Mrs. FINNERAN. We had so many complaints this fall in certain areas of the North side about the class size that we asked some of our teachers to fill out a form indicating the actual size of their classes. Now, I have one right in front of me from Irving School. There are rooms of 43, 45, 40, 41, 44, 40, and 42. Anybody that knows anything about education knows you cannot teach children when you have such large classes.

Mr. PUCINSKI. Are these inner-city schools?

Mrs. FINNERAN. Yes, sir.

Mr. PUCINSKI. These are title I schools?

Mrs. FINNERAN. I presume they would be title I schools. I do not have that information so I do not know which ones are title I and which ones are not.

Mr. PUCINSKI. I would think you are making a good case that there are classrooms in this city with 42 and 45 children. This is certainly above tolerable limits of what a teacher can handle.

Mrs. FINNERAN. May I say another thing about class size? I have statistics from our national office. There are 116,775 students in St. Louis and we have, according to these figures, 4,010 teachers. In New Orleans there are 111,000 students and they have 4,600 teachers. In Atlanta there are 109,000 students and they have 4,452 teachers. You can make comparisons all along the line and see that we do not have enough teachers in relations to our school population.

You were talking about busing students. We have a beautiful school that is not too far from Kings Highway and Columbia. I cannot give you the exact address, but it is known as the Shaw School. It has a beautiful playground. It is used largely for office space. We have never been able to reconcile that with conditions on our north side. Mr. PUCINSKI. What are they using their title I money for in the city? You talked about the remedial education. What specific kinds of programs are you objecting to?

Mrs. FINNERAN. Well, what we really want and what we really asked the board of education to start was a program of quality education. This is the kind of arangement where you have 60 students grouped together and at no time do you have more than 15 per teacher. In that way you really give the students quality education. In addition you have the kind of supportive staff that would help train these children; the guidance counselors, psychologists, all the different aids that would help get them started in the right way. We particularly recommended this be started in the primary grades. In fact, we would like to have it started in the preschool. I think you know that it has been started in the preschools in certain areas. There are at least four schools going in Detroit, and they are working with preschool community schools so that it will be a continuous program. We believe that if you give quality education in the beginning you do not need so much remedial education. The way we are going we are going to have massive remedial programs forever.

Mr. PUCINSKI. Are you aware, though, specifically of what sort of programs they have in this city in so-called remedial education, title I financed programs? I am trying to find out what it is that they are doing here that you disapprove of other than the large classrooms. Now, if they have classrooms of 42 and 45 children, I presume that title I money is being used for something in that classroom. Do you know?
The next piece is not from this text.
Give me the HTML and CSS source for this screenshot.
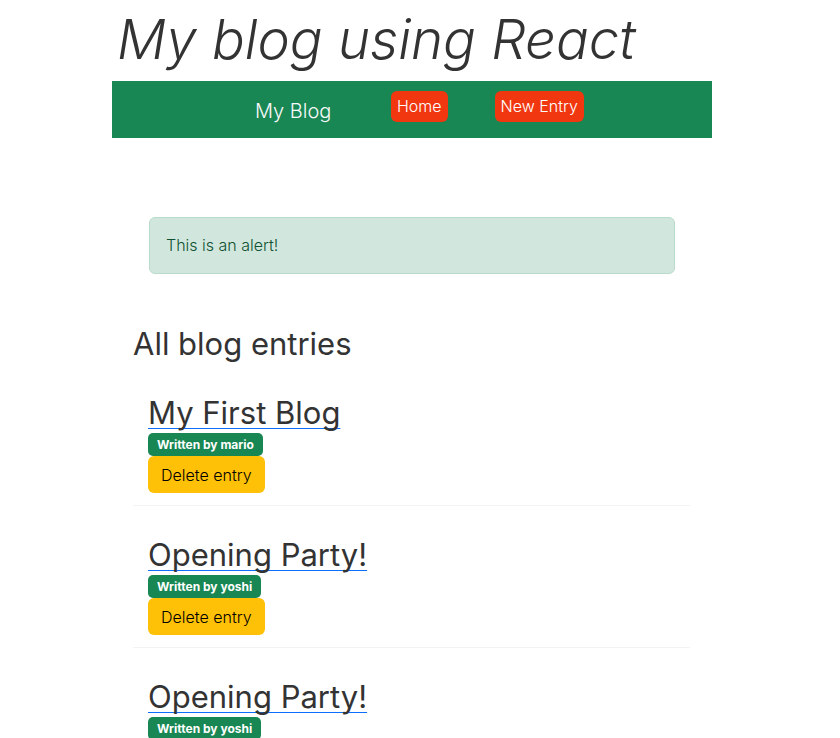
FILE: index.html
```html
<!DOCTYPE html>
<html>
<head>
<meta charset="utf-8">
<link rel="stylesheet" href="styles.css">
</head>
<body>
<div class="page">
  <h1 class="site-title">My blog using React</h1>
  <nav class="navbar">
    <span class="brand">My Blog</span>
    <a class="nav-btn home">Home</a>
    <a class="nav-btn new">New Entry</a>
  </nav>
  <main class="content">
    <div class="alert">This is an alert!</div>
    <h2 class="section-title">All blog entries</h2>
    <ul class="entries">
      <li class="entry">
        <a class="entry-title">My First Blog</a>
        <div><span class="badge">Written by mario</span></div>
        <button class="delete">Delete entry</button>
      </li>
      <li class="entry">
        <a class="entry-title">Opening Party!</a>
        <div><span class="badge">Written by yoshi</span></div>
        <button class="delete">Delete entry</button>
      </li>
      <li class="entry">
        <a class="entry-title">Opening Party!</a>
        <div><span class="badge">Written by yoshi</span></div>
        <button class="delete">Delete entry</button>
      </li>
    </ul>
  </main>
</div>
</body>
</html>
```
FILE: styles.css
```css
* { box-sizing: border-box; }
body {
  margin: 0;
  font-family: Inter, "Open Sans", sans-serif;
  color: #333;
  background: #fff;
}
.page {
  width: 600px;
  margin-left: 112px;
}
.site-title {
  margin: 0;
  height: 81px;
  padding: 6px 0 0 5px;
  font-size: 54.5px;
  font-weight: 300;
  font-style: italic;
  line-height: 66px;
  color: #333;
}
.navbar {
  height: 57px;
  background: #198754;
  display: flex;
  align-items: center;
  padding-left: 143px;
}
.brand {
  color: #f8f9fa;
  font-size: 20px;
  font-weight: 300;
  width: 136px;
  padding-top: 2px;
}
.nav-btn {
  background: #f0370f;
  color: #fff;
  font-size: 16px;
  font-weight: 300;
  border-radius: 6px;
  padding: 0 6px;
  height: 31px;
  line-height: 31px;
  margin-bottom: 6px;
}
.nav-btn.home { margin-right: 47px; }
.content {
  padding: 79px 0 0 21px;
}
.alert {
  margin-left: 16px;
  width: 526px;
  height: 57px;
  background: #d1e7dd;
  border: 1px solid #badbcc;
  border-radius: 6px;
  color: #0f5132;
  font-size: 16px;
  font-weight: 300;
  padding: 17px 16px;
}
.section-title {
  margin: 0;
  padding-top: 52px;
  font-size: 31px;
  font-weight: 400;
  line-height: 36px;
  color: #333;
}
.entries {
  list-style: none;
  margin: 0;
  padding: 0;
  width: 557px;
}
.entry {
  padding: 28px 15px 0;
  border-bottom: 1px solid #f3f3f3;
  height: 142px;
}
.entry:first-child { height: 144px; padding-top: 30px; }
.entry-title {
  display: inline-block;
  font-size: 31px;
  line-height: 41px;
  height: 41px;
  color: #333;
  text-decoration: underline 1px #0d6efd;
  text-underline-offset: 4px;
  text-decoration-skip-ink: none;
}
.badge {
  display: inline-block;
  background: #198754;
  color: #fff;
  font-size: 12px;
  font-weight: 700;
  border-radius: 5px;
  padding: 0 9px;
  height: 23px;
  line-height: 23px;
}
.delete {
  display: block;
  background: #ffc107;
  border: none;
  border-radius: 6px;
  font-family: inherit;
  font-size: 16px;
  font-weight: 300;
  color: #000;
  height: 37px;
  padding: 0 13px;
}
```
Mrs. FINNERAN. I do not know. I know that they have used money for libraries and so forth.

Mr. PUCINSKI. Do they use the teacher aides?

Mrs. FINNERAN. No. We have teacher aides in most of the north side schools, but on a limited basis. All title I schools have some teacher aides, but we do not have the massive use of teacher aides that they have in other large cities. That is one of the things that we are remiss in here.

Mr. PUCINSKI. When you take a classroom of 42, 30, or 32 children and you have one teacher, you have a very serious situation, but if you take that same classroom and you have a good teacher with a supportive staff of at least one or more teacher aides, the fact that there

are 32 children in the classroom may not be quite as objectionable because each of them still has a good deal more time to deal individually with the youngsters while their teacher aides are bringing in the supportive activities. That is what I am trying to find out here.

Mrs. FINNERAN. No, we do not have that. We do not have that kind of a program in the schools. The teachers have not been clearly advised how aides ought to be used, and they have not been used in a way that would be helpful to the total school program.

Mr. PUCINSKI. Now, you also criticized the fact that there are no black studies in the curriculum, and you heard the information given by Mrs. Smiley. Would you care to elaborate on your statement that while two-thirds of the youngsters in the school system are black, we have not responded to their needs by making black studies an integral part of the curriculum? How do you think this should be done more effectively than as suggested by the school board member that just testified?

Mrs. FINNERAN. I think they should start doing something. They have not done much of anything. Let me tell you a little bit about the history of this.

About 3 years ago I was cochairman of a union conference which we entitled "Racism and Education." The idea of the conference was to help bring to the community this problem. I personally called people in the curriculum department who have control over the cirriculum and we sent invitations. I personally called them, too, because I thought I might get them to come by that kind of an invitation, but I was refused. We had our conference. We had a committee set up afterward which was mainly chaired by community people because we wanted it to be a community project. We had petitions signed. Some of us stood out on the street corners getting the petitions signed so we could correct this problem. We even had difficulty presenting them to the board of education. Finally the president stepped away from the meeting and received the petitions. A committee was set up to study the problem. Hearings are still going on, I think, on the feasibility of a black studies program.

Through the department head of my school I have learned that it is common knowledge now that they will not be able to start anything in September.

I think you know the overall picture in Detroit, New York, and other large cities where they have already prepared curriculum which is in operation. This is a real need here.

Of course, we are particularly cognizant of it right now because of an auditorium session that was held by some black students in this community. Three teachers were fired and the teachers union is now in a position of defending those teachers. The charge is that they encouraged students to put on programs that caused disruption in the schools, but these programs were programs that were relevant to the students and to the things that they want to study. The students themselves even said that these are the teachers who took the greatest interest in them.

I think I am correct in saying that in St. Louis we have a white system on the south side and we have a black system on the north side. Some of us on the south side have really been making an effort, though, to instruct our students in some of the problems with regard to racism.